Copy every line of the listing that holds the string "this".

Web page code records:

▬▬▬▬▬▬▬▬▬▬

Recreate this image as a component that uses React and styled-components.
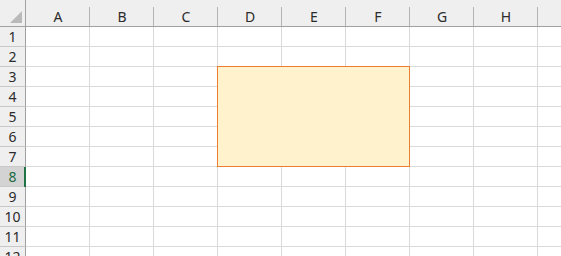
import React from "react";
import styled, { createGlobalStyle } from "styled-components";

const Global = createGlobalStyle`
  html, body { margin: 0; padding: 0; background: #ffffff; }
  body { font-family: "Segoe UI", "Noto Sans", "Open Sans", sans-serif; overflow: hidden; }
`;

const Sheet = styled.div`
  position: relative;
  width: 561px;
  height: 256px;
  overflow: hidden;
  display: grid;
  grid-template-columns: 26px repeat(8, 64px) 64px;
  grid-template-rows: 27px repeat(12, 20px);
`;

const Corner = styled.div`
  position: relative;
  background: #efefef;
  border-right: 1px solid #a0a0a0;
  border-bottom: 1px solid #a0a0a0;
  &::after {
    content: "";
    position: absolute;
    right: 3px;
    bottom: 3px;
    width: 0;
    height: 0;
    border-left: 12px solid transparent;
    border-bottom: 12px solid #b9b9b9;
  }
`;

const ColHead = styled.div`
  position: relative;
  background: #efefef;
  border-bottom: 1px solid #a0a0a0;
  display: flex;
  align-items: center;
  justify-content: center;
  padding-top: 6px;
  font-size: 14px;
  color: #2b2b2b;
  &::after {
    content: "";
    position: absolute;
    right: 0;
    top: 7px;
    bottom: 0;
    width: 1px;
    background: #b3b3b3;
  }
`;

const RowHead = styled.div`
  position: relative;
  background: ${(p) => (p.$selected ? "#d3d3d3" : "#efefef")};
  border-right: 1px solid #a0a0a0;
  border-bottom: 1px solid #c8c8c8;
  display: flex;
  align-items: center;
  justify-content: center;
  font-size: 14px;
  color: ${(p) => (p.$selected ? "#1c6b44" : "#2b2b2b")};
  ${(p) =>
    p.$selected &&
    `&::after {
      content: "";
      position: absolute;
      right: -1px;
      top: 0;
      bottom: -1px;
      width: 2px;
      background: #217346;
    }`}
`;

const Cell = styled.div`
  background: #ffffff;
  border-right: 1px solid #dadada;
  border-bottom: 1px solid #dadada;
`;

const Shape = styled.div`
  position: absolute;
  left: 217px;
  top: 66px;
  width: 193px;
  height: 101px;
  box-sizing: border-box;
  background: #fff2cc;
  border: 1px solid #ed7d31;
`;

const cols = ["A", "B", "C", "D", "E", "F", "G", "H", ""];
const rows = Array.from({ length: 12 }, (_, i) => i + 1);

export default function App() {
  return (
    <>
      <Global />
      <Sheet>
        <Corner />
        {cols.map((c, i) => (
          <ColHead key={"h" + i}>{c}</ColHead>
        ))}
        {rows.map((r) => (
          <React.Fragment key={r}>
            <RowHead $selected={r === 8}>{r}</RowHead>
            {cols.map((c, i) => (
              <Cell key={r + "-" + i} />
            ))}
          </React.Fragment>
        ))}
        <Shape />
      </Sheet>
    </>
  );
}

▬▬▬▬▬▬▬▬▬▬

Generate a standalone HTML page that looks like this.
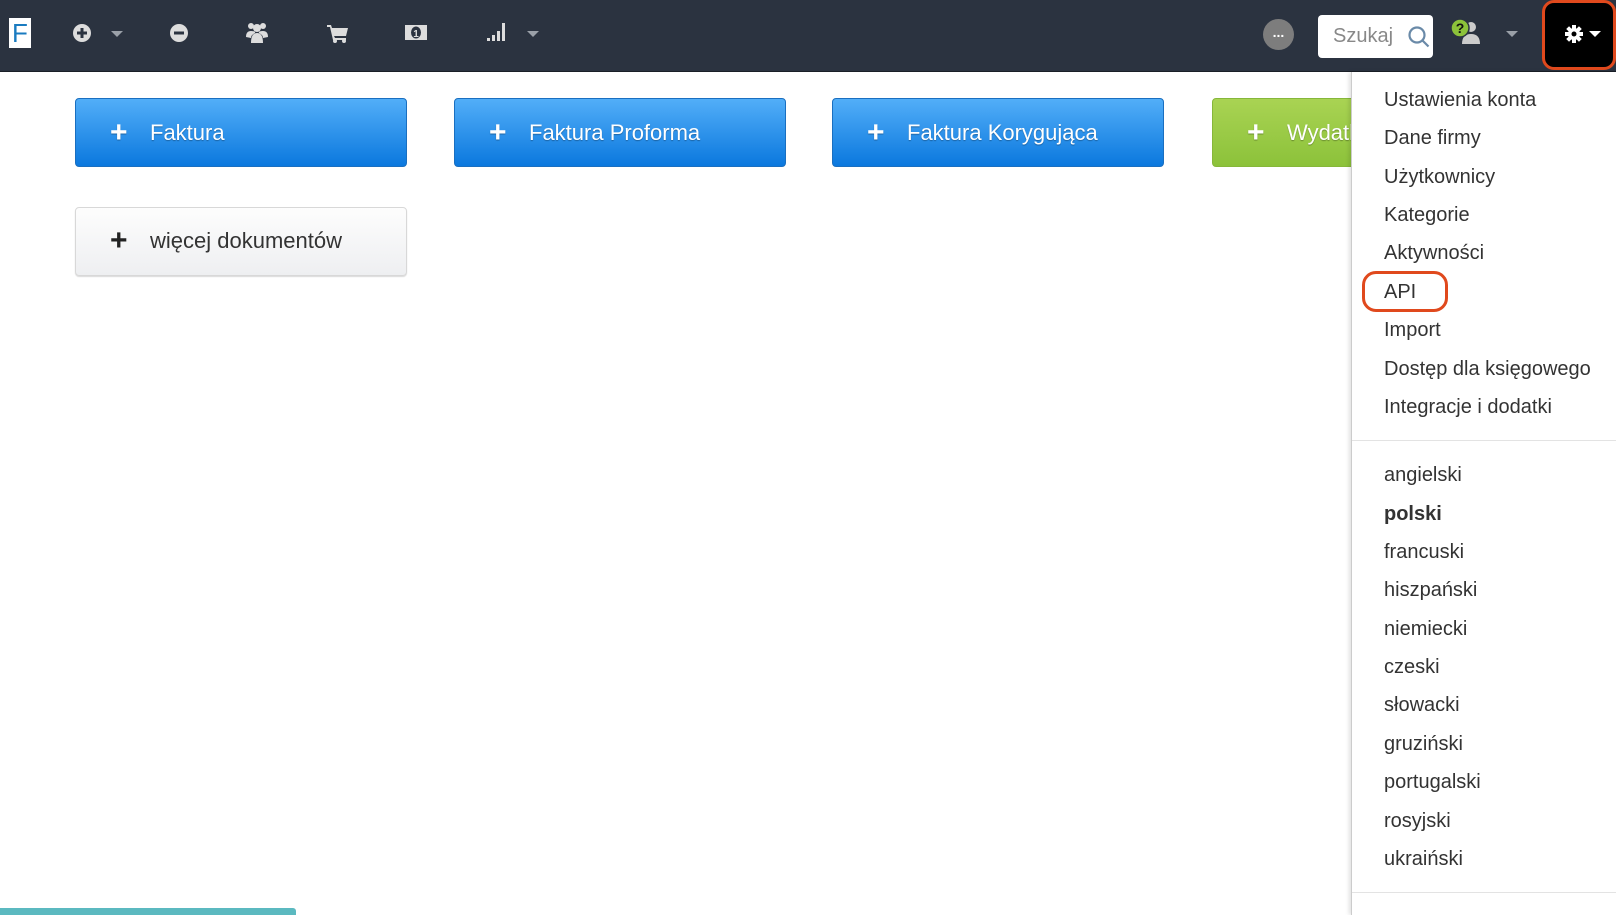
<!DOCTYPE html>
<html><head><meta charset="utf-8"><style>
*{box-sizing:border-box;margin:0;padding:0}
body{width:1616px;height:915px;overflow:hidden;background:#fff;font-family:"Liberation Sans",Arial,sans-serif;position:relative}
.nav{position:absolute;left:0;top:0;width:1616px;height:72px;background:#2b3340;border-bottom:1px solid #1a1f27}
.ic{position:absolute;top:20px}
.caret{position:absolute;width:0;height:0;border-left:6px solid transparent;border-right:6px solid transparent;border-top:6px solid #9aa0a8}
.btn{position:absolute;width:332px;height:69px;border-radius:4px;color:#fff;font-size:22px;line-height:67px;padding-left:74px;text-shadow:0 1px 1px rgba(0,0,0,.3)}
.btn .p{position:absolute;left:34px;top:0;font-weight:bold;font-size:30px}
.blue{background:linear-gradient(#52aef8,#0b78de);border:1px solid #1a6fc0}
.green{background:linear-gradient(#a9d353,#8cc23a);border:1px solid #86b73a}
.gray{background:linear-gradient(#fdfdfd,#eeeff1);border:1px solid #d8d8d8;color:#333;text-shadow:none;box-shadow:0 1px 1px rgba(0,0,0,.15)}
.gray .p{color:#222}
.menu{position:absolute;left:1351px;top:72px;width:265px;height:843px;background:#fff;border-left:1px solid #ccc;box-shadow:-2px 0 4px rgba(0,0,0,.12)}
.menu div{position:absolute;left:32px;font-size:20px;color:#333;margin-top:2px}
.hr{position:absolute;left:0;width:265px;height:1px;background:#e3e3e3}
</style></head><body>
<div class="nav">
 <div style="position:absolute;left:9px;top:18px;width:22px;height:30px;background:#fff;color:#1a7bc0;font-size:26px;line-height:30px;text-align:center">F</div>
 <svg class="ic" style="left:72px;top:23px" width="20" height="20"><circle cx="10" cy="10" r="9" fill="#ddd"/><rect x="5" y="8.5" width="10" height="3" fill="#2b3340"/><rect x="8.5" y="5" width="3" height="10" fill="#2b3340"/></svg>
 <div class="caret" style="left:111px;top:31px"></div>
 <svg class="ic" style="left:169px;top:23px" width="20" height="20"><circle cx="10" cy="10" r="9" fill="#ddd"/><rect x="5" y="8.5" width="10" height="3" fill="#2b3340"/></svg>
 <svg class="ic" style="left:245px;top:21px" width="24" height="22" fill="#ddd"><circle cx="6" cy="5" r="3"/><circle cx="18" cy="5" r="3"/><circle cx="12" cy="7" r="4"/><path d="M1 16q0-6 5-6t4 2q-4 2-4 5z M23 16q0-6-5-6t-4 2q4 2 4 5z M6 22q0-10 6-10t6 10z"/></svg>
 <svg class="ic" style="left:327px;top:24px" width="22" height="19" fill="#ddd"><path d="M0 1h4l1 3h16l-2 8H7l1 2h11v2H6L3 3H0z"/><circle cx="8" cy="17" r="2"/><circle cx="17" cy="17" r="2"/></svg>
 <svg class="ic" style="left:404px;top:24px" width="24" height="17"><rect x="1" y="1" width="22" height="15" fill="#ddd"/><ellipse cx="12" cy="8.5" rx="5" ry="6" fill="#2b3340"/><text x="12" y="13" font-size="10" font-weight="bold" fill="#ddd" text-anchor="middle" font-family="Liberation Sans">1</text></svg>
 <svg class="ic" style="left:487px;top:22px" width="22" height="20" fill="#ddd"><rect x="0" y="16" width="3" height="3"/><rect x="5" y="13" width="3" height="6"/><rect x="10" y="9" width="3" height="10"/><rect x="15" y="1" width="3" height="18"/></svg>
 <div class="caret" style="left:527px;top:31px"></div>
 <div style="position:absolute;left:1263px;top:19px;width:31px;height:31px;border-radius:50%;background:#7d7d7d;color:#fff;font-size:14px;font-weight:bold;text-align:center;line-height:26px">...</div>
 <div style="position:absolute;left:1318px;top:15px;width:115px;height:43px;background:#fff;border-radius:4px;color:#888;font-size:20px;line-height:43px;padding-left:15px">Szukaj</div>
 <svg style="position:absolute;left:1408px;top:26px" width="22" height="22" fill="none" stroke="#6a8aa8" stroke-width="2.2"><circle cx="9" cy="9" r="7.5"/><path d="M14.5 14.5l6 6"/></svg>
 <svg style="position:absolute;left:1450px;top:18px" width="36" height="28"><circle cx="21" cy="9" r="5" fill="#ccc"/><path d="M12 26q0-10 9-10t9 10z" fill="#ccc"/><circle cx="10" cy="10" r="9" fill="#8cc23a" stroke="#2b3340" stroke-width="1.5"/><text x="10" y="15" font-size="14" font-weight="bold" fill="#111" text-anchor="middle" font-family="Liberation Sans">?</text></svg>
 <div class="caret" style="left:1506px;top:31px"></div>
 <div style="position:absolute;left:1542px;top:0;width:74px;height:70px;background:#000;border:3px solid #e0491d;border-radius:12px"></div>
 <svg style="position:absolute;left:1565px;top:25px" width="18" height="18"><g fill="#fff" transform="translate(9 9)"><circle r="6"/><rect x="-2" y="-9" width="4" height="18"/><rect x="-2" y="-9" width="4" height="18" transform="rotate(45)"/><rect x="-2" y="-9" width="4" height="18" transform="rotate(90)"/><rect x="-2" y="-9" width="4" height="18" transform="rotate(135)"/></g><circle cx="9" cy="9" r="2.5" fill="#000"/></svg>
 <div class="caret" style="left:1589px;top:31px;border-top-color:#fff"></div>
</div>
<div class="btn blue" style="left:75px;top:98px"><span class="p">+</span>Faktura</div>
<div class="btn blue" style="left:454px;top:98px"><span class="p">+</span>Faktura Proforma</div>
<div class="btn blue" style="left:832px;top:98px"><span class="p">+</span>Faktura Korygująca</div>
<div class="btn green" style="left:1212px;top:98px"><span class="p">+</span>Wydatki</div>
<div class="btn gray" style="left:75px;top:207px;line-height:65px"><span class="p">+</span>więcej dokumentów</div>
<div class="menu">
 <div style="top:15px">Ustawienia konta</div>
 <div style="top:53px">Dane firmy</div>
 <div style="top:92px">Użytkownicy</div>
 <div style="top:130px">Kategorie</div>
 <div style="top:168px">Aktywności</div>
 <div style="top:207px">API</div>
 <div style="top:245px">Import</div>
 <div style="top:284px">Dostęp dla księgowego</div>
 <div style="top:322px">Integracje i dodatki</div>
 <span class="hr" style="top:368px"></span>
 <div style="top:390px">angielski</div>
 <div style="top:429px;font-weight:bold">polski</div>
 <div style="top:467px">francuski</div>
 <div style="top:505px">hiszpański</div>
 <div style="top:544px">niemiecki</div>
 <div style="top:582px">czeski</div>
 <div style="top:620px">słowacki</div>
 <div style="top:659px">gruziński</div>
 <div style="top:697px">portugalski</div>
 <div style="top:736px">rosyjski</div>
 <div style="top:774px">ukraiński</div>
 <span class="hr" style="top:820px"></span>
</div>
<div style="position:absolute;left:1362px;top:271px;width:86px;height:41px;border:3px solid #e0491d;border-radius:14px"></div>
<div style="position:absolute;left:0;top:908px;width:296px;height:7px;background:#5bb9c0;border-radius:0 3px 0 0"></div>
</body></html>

▬▬▬▬▬▬▬▬▬▬

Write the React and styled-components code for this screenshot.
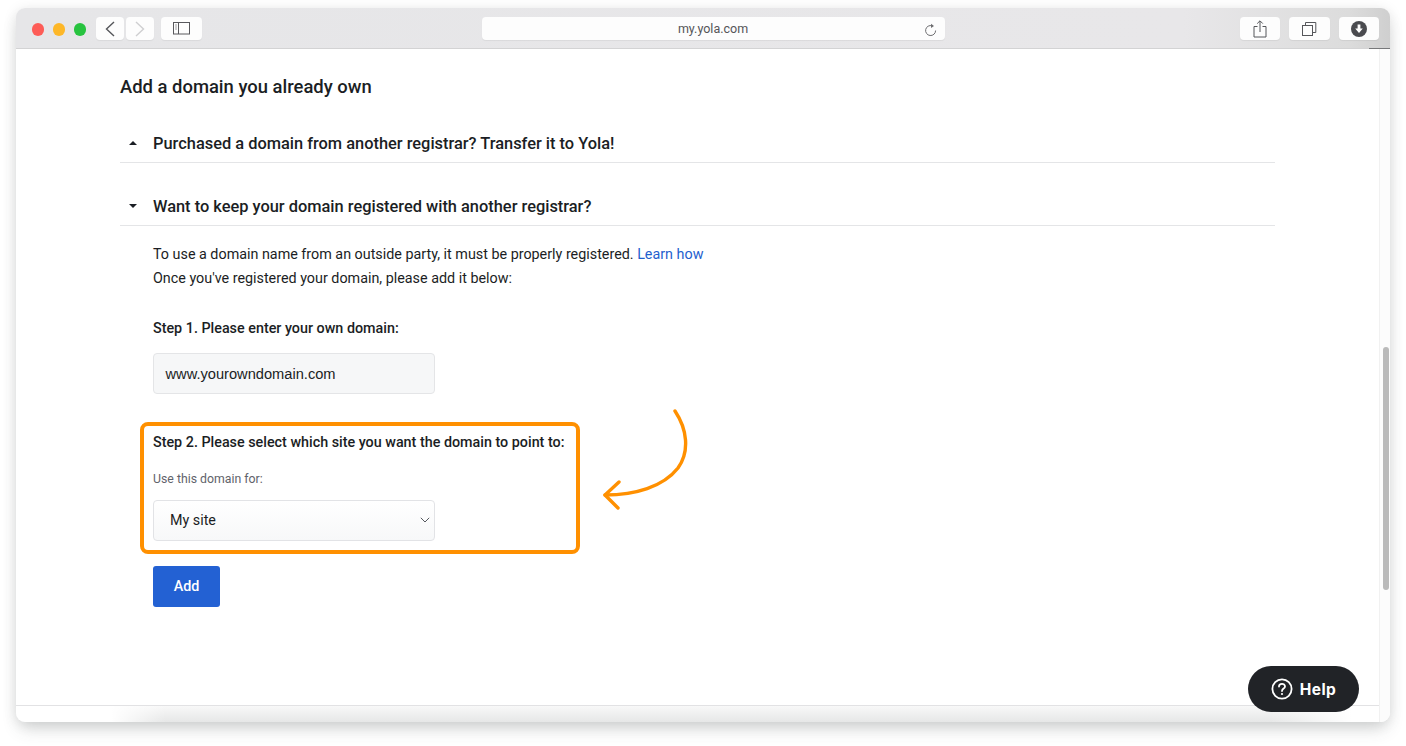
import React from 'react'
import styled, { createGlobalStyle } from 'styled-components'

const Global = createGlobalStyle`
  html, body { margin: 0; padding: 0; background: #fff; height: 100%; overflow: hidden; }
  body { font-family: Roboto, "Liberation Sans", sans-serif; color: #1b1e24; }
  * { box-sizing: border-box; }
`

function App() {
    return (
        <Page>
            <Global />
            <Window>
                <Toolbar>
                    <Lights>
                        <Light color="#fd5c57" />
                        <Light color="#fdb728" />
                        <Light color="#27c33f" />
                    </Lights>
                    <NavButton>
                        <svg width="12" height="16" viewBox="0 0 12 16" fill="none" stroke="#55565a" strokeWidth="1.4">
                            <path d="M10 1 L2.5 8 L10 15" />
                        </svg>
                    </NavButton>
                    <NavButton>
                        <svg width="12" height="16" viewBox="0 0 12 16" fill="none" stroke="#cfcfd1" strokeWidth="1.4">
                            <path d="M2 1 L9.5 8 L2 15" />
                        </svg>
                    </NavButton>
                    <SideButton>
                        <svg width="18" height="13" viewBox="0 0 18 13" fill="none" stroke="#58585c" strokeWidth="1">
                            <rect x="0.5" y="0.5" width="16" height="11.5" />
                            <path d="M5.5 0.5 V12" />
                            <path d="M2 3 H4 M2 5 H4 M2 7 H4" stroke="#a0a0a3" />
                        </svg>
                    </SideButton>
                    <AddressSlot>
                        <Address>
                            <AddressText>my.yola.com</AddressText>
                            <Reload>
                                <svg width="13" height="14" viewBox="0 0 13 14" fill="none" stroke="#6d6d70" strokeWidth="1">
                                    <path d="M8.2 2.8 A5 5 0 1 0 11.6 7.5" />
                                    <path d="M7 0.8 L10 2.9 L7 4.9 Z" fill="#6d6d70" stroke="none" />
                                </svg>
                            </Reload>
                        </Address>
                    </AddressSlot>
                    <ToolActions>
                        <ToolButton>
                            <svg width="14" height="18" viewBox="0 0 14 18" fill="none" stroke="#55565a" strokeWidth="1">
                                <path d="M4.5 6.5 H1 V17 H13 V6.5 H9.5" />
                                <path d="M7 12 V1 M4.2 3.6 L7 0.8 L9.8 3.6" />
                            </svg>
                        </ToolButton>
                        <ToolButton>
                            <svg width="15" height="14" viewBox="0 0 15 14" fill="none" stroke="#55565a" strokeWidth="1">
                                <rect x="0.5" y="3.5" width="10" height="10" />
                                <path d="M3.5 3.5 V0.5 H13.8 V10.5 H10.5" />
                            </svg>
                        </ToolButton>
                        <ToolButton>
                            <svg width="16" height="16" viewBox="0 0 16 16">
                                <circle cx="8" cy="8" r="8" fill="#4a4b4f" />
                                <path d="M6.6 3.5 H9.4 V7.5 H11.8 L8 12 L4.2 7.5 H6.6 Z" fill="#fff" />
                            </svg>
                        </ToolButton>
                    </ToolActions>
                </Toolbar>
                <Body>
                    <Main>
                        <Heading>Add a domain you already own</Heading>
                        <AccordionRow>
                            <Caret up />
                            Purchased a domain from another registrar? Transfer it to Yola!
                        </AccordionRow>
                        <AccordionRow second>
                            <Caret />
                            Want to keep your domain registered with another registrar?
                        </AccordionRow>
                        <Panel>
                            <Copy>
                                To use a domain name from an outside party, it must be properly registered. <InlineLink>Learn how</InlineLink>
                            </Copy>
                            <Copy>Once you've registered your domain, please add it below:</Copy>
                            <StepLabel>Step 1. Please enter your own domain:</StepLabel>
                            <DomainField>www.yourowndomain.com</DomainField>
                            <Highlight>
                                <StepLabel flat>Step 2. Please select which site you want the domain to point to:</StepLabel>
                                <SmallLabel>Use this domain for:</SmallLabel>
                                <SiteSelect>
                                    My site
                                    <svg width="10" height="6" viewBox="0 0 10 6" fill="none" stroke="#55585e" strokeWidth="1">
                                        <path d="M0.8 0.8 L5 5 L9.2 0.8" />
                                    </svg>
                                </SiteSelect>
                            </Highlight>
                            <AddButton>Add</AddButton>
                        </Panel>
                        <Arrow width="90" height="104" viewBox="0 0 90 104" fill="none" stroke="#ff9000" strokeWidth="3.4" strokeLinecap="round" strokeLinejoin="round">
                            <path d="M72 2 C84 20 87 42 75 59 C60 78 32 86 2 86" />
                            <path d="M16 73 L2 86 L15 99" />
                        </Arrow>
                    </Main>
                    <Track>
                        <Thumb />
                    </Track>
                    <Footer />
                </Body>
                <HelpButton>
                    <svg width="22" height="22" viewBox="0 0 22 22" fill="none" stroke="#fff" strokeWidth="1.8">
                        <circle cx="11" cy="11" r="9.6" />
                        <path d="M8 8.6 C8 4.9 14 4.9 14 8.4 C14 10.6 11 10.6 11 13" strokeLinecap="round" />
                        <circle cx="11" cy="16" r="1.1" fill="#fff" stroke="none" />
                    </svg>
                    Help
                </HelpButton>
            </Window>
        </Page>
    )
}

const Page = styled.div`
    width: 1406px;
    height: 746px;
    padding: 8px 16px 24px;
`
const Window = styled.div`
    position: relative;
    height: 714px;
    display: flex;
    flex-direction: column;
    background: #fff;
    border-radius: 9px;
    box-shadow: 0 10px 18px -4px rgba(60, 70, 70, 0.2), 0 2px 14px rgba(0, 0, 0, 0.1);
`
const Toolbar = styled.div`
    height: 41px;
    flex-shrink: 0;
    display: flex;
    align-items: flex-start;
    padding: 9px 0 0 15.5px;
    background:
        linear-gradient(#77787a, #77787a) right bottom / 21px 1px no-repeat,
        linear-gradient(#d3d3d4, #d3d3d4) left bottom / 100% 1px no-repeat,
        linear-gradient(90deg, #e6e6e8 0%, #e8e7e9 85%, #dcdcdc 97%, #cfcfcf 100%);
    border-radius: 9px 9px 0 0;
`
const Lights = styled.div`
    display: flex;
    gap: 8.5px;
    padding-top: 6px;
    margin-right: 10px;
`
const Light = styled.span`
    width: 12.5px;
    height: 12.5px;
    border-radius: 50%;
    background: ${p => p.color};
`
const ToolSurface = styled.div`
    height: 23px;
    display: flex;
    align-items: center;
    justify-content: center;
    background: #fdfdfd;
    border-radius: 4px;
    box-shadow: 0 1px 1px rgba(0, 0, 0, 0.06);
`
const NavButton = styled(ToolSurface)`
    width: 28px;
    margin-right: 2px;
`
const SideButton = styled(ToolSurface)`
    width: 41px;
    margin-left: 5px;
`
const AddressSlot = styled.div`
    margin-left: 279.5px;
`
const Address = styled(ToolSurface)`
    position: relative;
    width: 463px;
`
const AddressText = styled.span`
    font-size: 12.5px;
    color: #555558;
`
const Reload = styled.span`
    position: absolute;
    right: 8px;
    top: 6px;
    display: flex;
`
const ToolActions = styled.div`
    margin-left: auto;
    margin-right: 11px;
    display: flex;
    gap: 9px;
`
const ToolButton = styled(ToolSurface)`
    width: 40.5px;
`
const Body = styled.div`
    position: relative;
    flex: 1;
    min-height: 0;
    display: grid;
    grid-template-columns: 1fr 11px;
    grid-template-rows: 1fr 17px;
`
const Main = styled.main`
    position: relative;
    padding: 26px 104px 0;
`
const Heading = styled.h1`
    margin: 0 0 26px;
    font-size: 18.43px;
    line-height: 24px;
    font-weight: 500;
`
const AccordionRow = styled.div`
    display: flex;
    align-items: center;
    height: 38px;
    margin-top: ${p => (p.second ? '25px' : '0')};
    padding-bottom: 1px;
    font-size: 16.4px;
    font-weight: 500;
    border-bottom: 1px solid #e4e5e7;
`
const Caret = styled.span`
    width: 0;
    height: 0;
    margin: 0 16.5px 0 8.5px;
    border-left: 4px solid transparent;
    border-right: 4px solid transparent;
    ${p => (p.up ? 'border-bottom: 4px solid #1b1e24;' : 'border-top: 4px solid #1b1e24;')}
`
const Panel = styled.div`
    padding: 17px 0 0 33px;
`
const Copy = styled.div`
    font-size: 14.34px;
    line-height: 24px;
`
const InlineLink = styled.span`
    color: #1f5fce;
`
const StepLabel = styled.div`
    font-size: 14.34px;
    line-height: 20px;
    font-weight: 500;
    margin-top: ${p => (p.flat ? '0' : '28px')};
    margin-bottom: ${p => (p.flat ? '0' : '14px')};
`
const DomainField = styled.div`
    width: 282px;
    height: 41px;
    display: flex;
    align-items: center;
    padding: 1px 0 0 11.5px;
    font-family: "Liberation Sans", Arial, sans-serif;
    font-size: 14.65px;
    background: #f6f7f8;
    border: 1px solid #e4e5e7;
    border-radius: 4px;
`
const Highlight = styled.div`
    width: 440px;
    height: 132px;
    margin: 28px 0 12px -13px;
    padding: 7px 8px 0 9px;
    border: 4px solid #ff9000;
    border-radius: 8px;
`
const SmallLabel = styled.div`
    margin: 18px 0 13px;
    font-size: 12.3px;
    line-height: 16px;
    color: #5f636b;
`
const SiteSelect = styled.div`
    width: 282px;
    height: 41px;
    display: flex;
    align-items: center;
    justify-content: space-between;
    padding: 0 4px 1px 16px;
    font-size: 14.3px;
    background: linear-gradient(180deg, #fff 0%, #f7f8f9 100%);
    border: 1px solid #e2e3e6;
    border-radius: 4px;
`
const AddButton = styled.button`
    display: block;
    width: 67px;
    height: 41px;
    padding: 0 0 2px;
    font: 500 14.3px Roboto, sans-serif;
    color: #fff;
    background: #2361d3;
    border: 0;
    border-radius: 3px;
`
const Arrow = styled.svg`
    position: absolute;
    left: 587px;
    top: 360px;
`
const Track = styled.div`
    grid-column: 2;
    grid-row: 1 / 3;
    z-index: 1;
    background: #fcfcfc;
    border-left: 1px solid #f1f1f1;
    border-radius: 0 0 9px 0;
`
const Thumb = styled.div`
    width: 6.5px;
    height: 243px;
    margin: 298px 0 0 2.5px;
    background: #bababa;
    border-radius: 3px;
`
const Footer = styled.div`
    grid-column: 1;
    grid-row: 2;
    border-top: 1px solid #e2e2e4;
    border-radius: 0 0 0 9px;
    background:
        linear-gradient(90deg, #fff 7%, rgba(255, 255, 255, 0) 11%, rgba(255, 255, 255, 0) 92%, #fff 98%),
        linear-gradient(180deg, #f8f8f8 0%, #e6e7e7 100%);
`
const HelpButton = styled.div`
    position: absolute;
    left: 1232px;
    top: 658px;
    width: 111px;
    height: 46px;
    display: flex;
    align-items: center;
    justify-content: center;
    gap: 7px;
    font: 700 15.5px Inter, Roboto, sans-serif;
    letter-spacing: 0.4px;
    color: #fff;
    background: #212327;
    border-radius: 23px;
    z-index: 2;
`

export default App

▬▬▬▬▬▬▬▬▬▬

*REPLY TO THE TASK*.
Recreate this image as a component that uses React and styled-components.
Generate a standalone HTML page that looks like this.
Write the React and styled-components code for this screenshot.
                                <SmallLabel>Use this domain for:</SmallLabel>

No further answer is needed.